New(?) proof of Bassel problem
In this post, we give a new short proof of the Bassel problem $\zeta(2) = \pi^2 / 6$ using Eisenstein series.
For even $k \geq 2$, the Eisenstein series of weight $k$ and level $1$ is defined as
\[\begin{align*} G_k(z) &= \frac{1}{2} \sum_{(m, n) \in \mathbb{Z}^2 \backslash \{(0, 0)\}} \frac{1}{(mz + n)^k} \\ & =\frac{1}{2} \sum_{n \neq 0} \frac{1}{n^k} + \frac{1}{2} \sum_{m \neq 0} \sum_{n \in \mathbb{Z}} \frac{1}{(mz + n)^k}. \end{align*}\]They are $1$-periodic, and we can compute their Fourier coefficients using Lipschitz’s formula:
\[\sum_{n \in \mathbb{Z}} \frac{1}{(z + n)^k} = \frac{(2 \pi i )^k}{(k-1)!} \sum_{r =1}^{\infty} r^{k-1} q^{k}\]for $q = e^{2 \pi i z}$, which can be derived from Euler’s identity
\[\sum_{n \in \mathbb{Z}} \frac{1}{z + n} = \frac{\pi}{\tan \pi z} \quad (z \in \mathbb{C} \backslash \mathbb{Z})\]by differentiating it $(k-1)$-times. Using this, we can prove that $G_k(z)$ has the following Fourier expansion (or $q$-expansion)

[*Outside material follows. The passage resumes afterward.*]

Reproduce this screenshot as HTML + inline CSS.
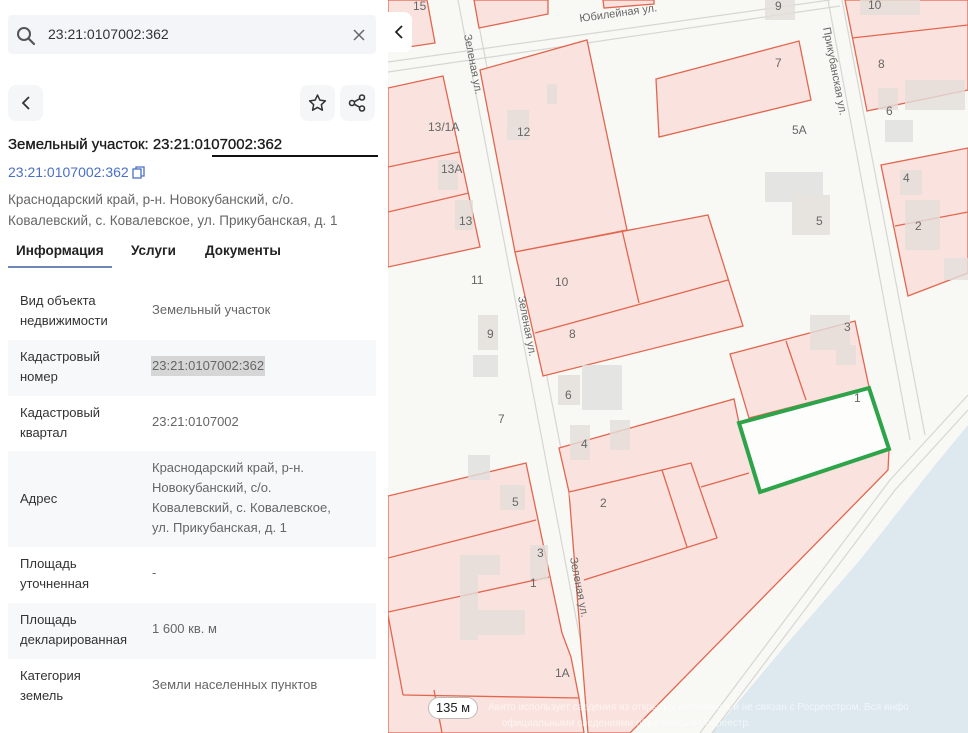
<!DOCTYPE html>
<html><head><meta charset="utf-8"><style>
*{margin:0;padding:0;box-sizing:border-box}
body{width:968px;height:733px;overflow:hidden;font-family:"Liberation Sans","Noto Sans CJK SC",sans-serif;background:#fff;position:relative}
#left{position:absolute;left:0;top:0;width:388px;height:733px;background:#fff}
.abs{position:absolute}
.btn{position:absolute;background:#f5f6f8;border-radius:8px;width:35px;height:36px}
.row{position:absolute;left:8px;width:368px}
.row.g{background:#f7f8fa}
.lab{position:absolute;left:12px;font-size:13px;line-height:20px;color:#333}
.val{position:absolute;left:144px;font-size:13px;line-height:20px;color:#666}
#map{position:absolute;left:388px;top:0;width:580px;height:733px;overflow:hidden;background:#f8f8f4}
</style></head><body>
<div id="left">
 <div class="abs" style="left:8px;top:15px;width:368px;height:39px;background:#f3f5f8;border-radius:4px"></div>
 <svg class="abs" style="left:16px;top:26px" width="20" height="20" viewBox="0 0 20 20"><circle cx="8" cy="8" r="6" fill="none" stroke="#555" stroke-width="2"/><path d="M12.5 12.5 L18 18" stroke="#555" stroke-width="2.2" stroke-linecap="round"/></svg>
 <div class="abs" style="left:48px;top:26px;font-size:14px;color:#333">23:21:0107002:362</div>
 <svg class="abs" style="left:353px;top:29px" width="12" height="12"><path d="M1 1L11 11M11 1L1 11" stroke="#666" stroke-width="1.5"/></svg>
 <div class="btn" style="left:8px;top:85px"></div>
 <svg class="abs" style="left:19px;top:95px" width="14" height="16"><path d="M10 2L4 8L10 14" fill="none" stroke="#333" stroke-width="1.8"/></svg>
 <div class="btn" style="left:300px;top:85px"></div>
 <svg class="abs" style="left:307px;top:93px" width="21" height="20" viewBox="0 0 24 24"><path d="M12 2.5l2.9 6.1 6.6.8-4.9 4.6 1.3 6.6L12 17.3l-5.9 3.3 1.3-6.6L2.5 9.4l6.6-.8z" fill="none" stroke="#333" stroke-width="1.8" stroke-linejoin="round"/></svg>
 <div class="btn" style="left:340px;top:85px"></div>
 <svg class="abs" style="left:347px;top:93px" width="20" height="20" viewBox="0 0 20 20"><circle cx="15" cy="4.5" r="2.5" fill="none" stroke="#333" stroke-width="1.6"/><circle cx="5" cy="10" r="2.5" fill="none" stroke="#333" stroke-width="1.6"/><circle cx="15" cy="15.5" r="2.5" fill="none" stroke="#333" stroke-width="1.6"/><path d="M7.2 8.8L12.8 5.7M7.2 11.2L12.8 14.3" stroke="#333" stroke-width="1.6"/></svg>
 <div class="abs" style="left:8px;top:136px;font-size:15px;color:#1a1a1a;-webkit-text-stroke:0.3px #1a1a1a">Земельный участок: 23:21:0107002:362</div>
 <div class="abs" style="left:212px;top:155px;width:166px;height:1.5px;background:#111"></div>
 <div class="abs" style="left:8px;top:164px;font-size:14px;color:#4a6fc8">23:21:0107002:362</div>
 <svg class="abs" style="left:132px;top:166px" width="13" height="13"><rect x="1" y="3" width="8" height="9" fill="none" stroke="#4a6fc8" stroke-width="1.3"/><path d="M4 3V1H12V10H9" fill="none" stroke="#4a6fc8" stroke-width="1.3"/></svg>
 <div class="abs" style="left:8px;top:189px;font-size:13.5px;line-height:21px;color:#666">Краснодарский край, р-н. Новокубанский, с/о.<br>Ковалевский, с. Ковалевское, ул. Прикубанская, д. 1</div>
 <div class="abs" style="left:16px;top:243px;font-size:13.5px;font-weight:bold;color:#222">Информация</div>
 <div class="abs" style="left:131px;top:243px;font-size:13.5px;font-weight:bold;color:#222">Услуги</div>
 <div class="abs" style="left:205px;top:243px;font-size:13.5px;font-weight:bold;color:#222">Документы</div>
 <div class="abs" style="left:8px;top:266px;width:104px;height:2px;background:#6f86b6"></div>

 <div class="row" style="top:284px;height:56px"><div class="lab" style="top:7px">Вид объекта<br>недвижимости</div><div class="val" style="top:16px">Земельный участок</div></div>
 <div class="row g" style="top:340px;height:56px"><div class="lab" style="top:7px">Кадастровый<br>номер</div><div class="val" style="top:16px;background:#d6d6d6;padding:0 1px;left:143px">23:21:0107002:362</div></div>
 <div class="row" style="top:396px;height:55px"><div class="lab" style="top:7px">Кадастровый<br>квартал</div><div class="val" style="top:16px">23:21:0107002</div></div>
 <div class="row g" style="top:451px;height:96px"><div class="lab" style="top:38px">Адрес</div><div class="val" style="top:7px">Краснодарский край, р-н.<br>Новокубанский, с/о.<br>Ковалевский, с. Ковалевское,<br>ул. Прикубанская, д. 1</div></div>
 <div class="row" style="top:547px;height:56px"><div class="lab" style="top:7px">Площадь<br>уточненная</div><div class="val" style="top:16px">-</div></div>
 <div class="row g" style="top:603px;height:56px"><div class="lab" style="top:7px">Площадь<br>декларированная</div><div class="val" style="top:16px">1 600 кв. м</div></div>
 <div class="row" style="top:659px;height:56px"><div class="lab" style="top:7px">Категория<br>земель</div><div class="val" style="top:16px">Земли населенных пунктов</div></div>
</div>

<div id="map">
<svg width="580" height="733" viewBox="388 0 580 733" style="position:absolute;left:0;top:0">
 <path d="M968 425 L935 465 L860 560 L790 640 L712 733 L968 733 Z" fill="#dde9ef"/>
 <g stroke="#d6d6d2" stroke-width="1.2" fill="none">
  <path d="M458 0 L598 733"/><path d="M474 0 L616 733"/>
  <path d="M388 62 L830 0"/><path d="M388 72 L840 6"/>
  <path d="M828 0 L910 440"/><path d="M842 0 L925 435"/>
  <path d="M968 395 L890 480 L700 733"/><path d="M968 410 L895 490 L712 733"/>
 </g>
 <g fill="#fae3de" stroke="#e2664f" stroke-width="1.3">
  <path d="M388 0 L427 0 L435 43 L388 50Z"/>
  <path d="M474 0 L548 0 L548 14 L479 28Z"/>
  <path d="M603 0 L654 0 L654 4 L604 8Z"/>
  <path d="M480 70 L587 40 L627 230 L515 252Z"/>
  <path d="M515 252 L708 215 L743 326 L543 376Z"/>
  <path d="M622 230 L639 303"/><path d="M535 333 L728 280"/>
  <path d="M656 79 L799 41 L811 100 L659 137Z"/>
  <path d="M388 88 L443 76 L480 247 L388 267Z"/>
  <path d="M388 167 L459 152"/><path d="M388 212 L469 193"/>
  <path d="M845 0 L968 0 L968 90 L867 111Z"/><path d="M852 38 L968 25"/>
  <path d="M881 165 L968 148 L968 273 L908 296Z"/><path d="M895 226 L968 212"/>
  <path d="M730 354 L855 321 L869 387 L749 418Z"/><path d="M786 341 L806 400"/>
  <path d="M559 448 L734 399 L739 423 L869 388 L889 449 L888 470 L630 733 L588 733 L569 492Z"/>
  <path d="M569 492 L662 470 L691 463 L717 538 L584 580"/><path d="M662 470 L687 547"/><path d="M701 487 L749 473"/>
  <path d="M388 496 L526 463 L562 633 L571 657 L579 698 L584 733 L388 733Z"/>
  <path d="M388 558 L536 520"/><path d="M388 612 L549 577"/><path d="M403 695 L579 698"/><path d="M388 615 L403 695"/><path d="M434 690 L442 733"/>
 </g>
 <g fill="#e4dfdb" opacity="0.8">
  <rect x="507" y="110" width="22" height="30"/><rect x="547" y="84" width="10" height="20"/>
  <rect x="438" y="160" width="20" height="30"/><rect x="455" y="200" width="18" height="30"/>
  <rect x="765" y="172" width="58" height="30" fill="#e0e0e0"/><rect x="792" y="195" width="38" height="40"/>
  <rect x="885" y="120" width="28" height="22" fill="#e0e0e0"/><rect x="905" y="80" width="60" height="30"/>
  <rect x="878" y="88" width="20" height="22"/><rect x="900" y="170" width="22" height="25"/>
  <rect x="905" y="200" width="35" height="50"/><rect x="944" y="258" width="24" height="22"/>
  <rect x="478" y="315" width="20" height="35"/><rect x="473" y="355" width="25" height="22" fill="#e0e0e0"/>
  <rect x="558" y="375" width="22" height="30"/><rect x="582" y="365" width="40" height="45" fill="#e0e0e0"/>
  <rect x="570" y="425" width="20" height="35"/><rect x="610" y="420" width="20" height="30"/>
  <rect x="468" y="455" width="22" height="25" fill="#e0e0e0"/><rect x="500" y="485" width="25" height="25"/>
  <rect x="530" y="545" width="18" height="35"/><rect x="460" y="555" width="40" height="20"/>
  <rect x="460" y="555" width="18" height="85"/><rect x="470" y="610" width="55" height="25"/>
  <rect x="810" y="315" width="40" height="35"/><rect x="836" y="345" width="20" height="20"/>
  <rect x="765" y="0" width="30" height="20"/><rect x="860" y="0" width="60" height="15"/>
 </g>
 <path d="M739 423 L869 388 L889 449 L760 492Z" fill="#fdfdfb" stroke="#2ea44a" stroke-width="4" stroke-linejoin="miter"/>
 <g font-family="Liberation Sans, sans-serif" font-size="12" fill="#666">
  <text x="413" y="10">15</text><text x="775" y="10">9</text><text x="868" y="9">10</text>
  <text x="428" y="131">13/1А</text><text x="441" y="173">13А</text><text x="459" y="225">13</text>
  <text x="517" y="136">12</text><text x="775" y="67">7</text><text x="792" y="134">5А</text>
  <text x="878" y="68">8</text><text x="886" y="115">6</text><text x="903" y="182">4</text><text x="915" y="230">2</text>
  <text x="816" y="225">5</text><text x="471" y="284">11</text><text x="555" y="286">10</text>
  <text x="569" y="338">8</text><text x="487" y="338">9</text><text x="844" y="331">3</text>
  <text x="565" y="399">6</text><text x="498" y="423">7</text><text x="854" y="402">1</text>
  <text x="581" y="448">4</text><text x="512" y="506">5</text><text x="600" y="507">2</text>
  <text x="537" y="557">3</text><text x="530" y="587">1</text><text x="555" y="677">1А</text>
  <text x="580" y="22" font-size="11" transform="rotate(-8 580 22)">Юбилейная ул.</text>
  <text x="464" y="35" font-size="11" transform="rotate(79 464 35)">Зеленая ул.</text>
  <text x="518" y="297" font-size="11" transform="rotate(79 518 297)">Зеленая ул.</text>
  <text x="570" y="558" font-size="11" transform="rotate(79 570 558)">Зеленая ул.</text>
  <text x="823" y="28" font-size="11" transform="rotate(79 823 28)">Прикубанская ул.</text>
 </g>
</svg>
 <div class="abs" style="left:0;top:12px;width:24px;height:40px;background:#fff;border-radius:0 8px 8px 0"></div>
 <svg class="abs" style="left:5px;top:24px" width="12" height="16"><path d="M9 2L3 8L9 14" fill="none" stroke="#222" stroke-width="1.8"/></svg>
 <div class="abs" style="left:40px;top:697px;width:50px;height:22px;background:#fff;border:1px solid #bbb;border-radius:11px;font-size:13px;line-height:20px;text-align:center;color:#222">135 м</div>
 <div class="abs" style="left:28px;top:700px;width:560px;font-size:10px;line-height:16px;color:rgba(255,255,255,0.6);padding-left:72px">Авито использует сведения из открытых источников и не связан с Росреестром. Вся инфо<br>&nbsp;&nbsp;&nbsp;&nbsp;&nbsp;официальными сведениями обратитесь в Росреестр.</div>
</div>
</body></html>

\[G_k(z) = \zeta(k) + \frac{(2\pi i )^{k}}{(k-1)!} \sum_{n\geq 1} \sigma_{k-1}(n) q^n.\]See Zagier’s famous expository article Elliptic modular forms and applications on 1-2-3 of modular forms, Proposition 5 on page 16. Note that the first series defining $G_k(z)$ absolutely converges only if $k > 2$, and we use the second series for $k = 2$, which still admits the same form of the Fourier expansion One can normalize these forms as
\[E_k(z) = 1 + \frac{(2 \pi i )^k}{\zeta(k)(k-1)!} \sum_{n\geq 1} \sigma_{k-1}(n) q^n = 1 + \alpha_{k} \sum_{n\geq 1} \sigma_{k-1}(n) q^n\]for $\alpha_k = \frac{(2 \pi i)^k}{\zeta(k) (k-1)!}$. Then our goal is reduced to compute $\alpha_2$ (and maybe other $\alpha_k$’s, too).
The key idea is to use the Ramanujan’s identity:
\[E_2' = \frac{E_2^2 - E_4}{12}, \quad E_4' = \frac{E_2 E_4 - E_6}{3}, \quad E_6' = \frac{E_2 E_6 - E_4^2}{2}.\]Here the derivatives are $F’ := q \frac{dF}{dq} = \frac{1}{2 \pi i} \frac{dF}{dz}$. Especially, we’ll use the first identity. Comparing their coefficients of $q$ and $q^2$ in $q$-expansions gives two equations
\[\begin{align*} \alpha_2 &= \frac{2 \alpha_2 - \alpha_4}{12} \\ 6 \alpha_2 &= \frac{6\alpha_2 + \alpha_2^2 - 9 \alpha_4}{12} \end{align*}\]and solving these equations gives $\alpha_2 = -24$ and $\alpha_4 = 240$ (note that $\alpha_2$ and $\alpha_4$ are nonzero by definition). Unwinding the definition of these numbers give
\[\begin{align*} \alpha_2 = -24 = \frac{(2\pi i)^2}{\zeta(2) \cdot 1} &\Leftrightarrow \zeta(2) = \frac{\pi^2}{6}, \\ \alpha_4 = 240 = \frac{(2 \pi i)^4}{\zeta(4)\cdot 6} &\Leftrightarrow \zeta(4) = \frac{\pi^4}{90}. \end{align*}\]Other identities on Eisenstein series may give values of other $\zeta(k)$ for even $k \geq 6$. For example, one can compute $\zeta(6)$ using the second or third Ramanujan’s identity. The value of $\zeta(8)$ can be obtained via $E_4^2 = E_8$.
Tags:math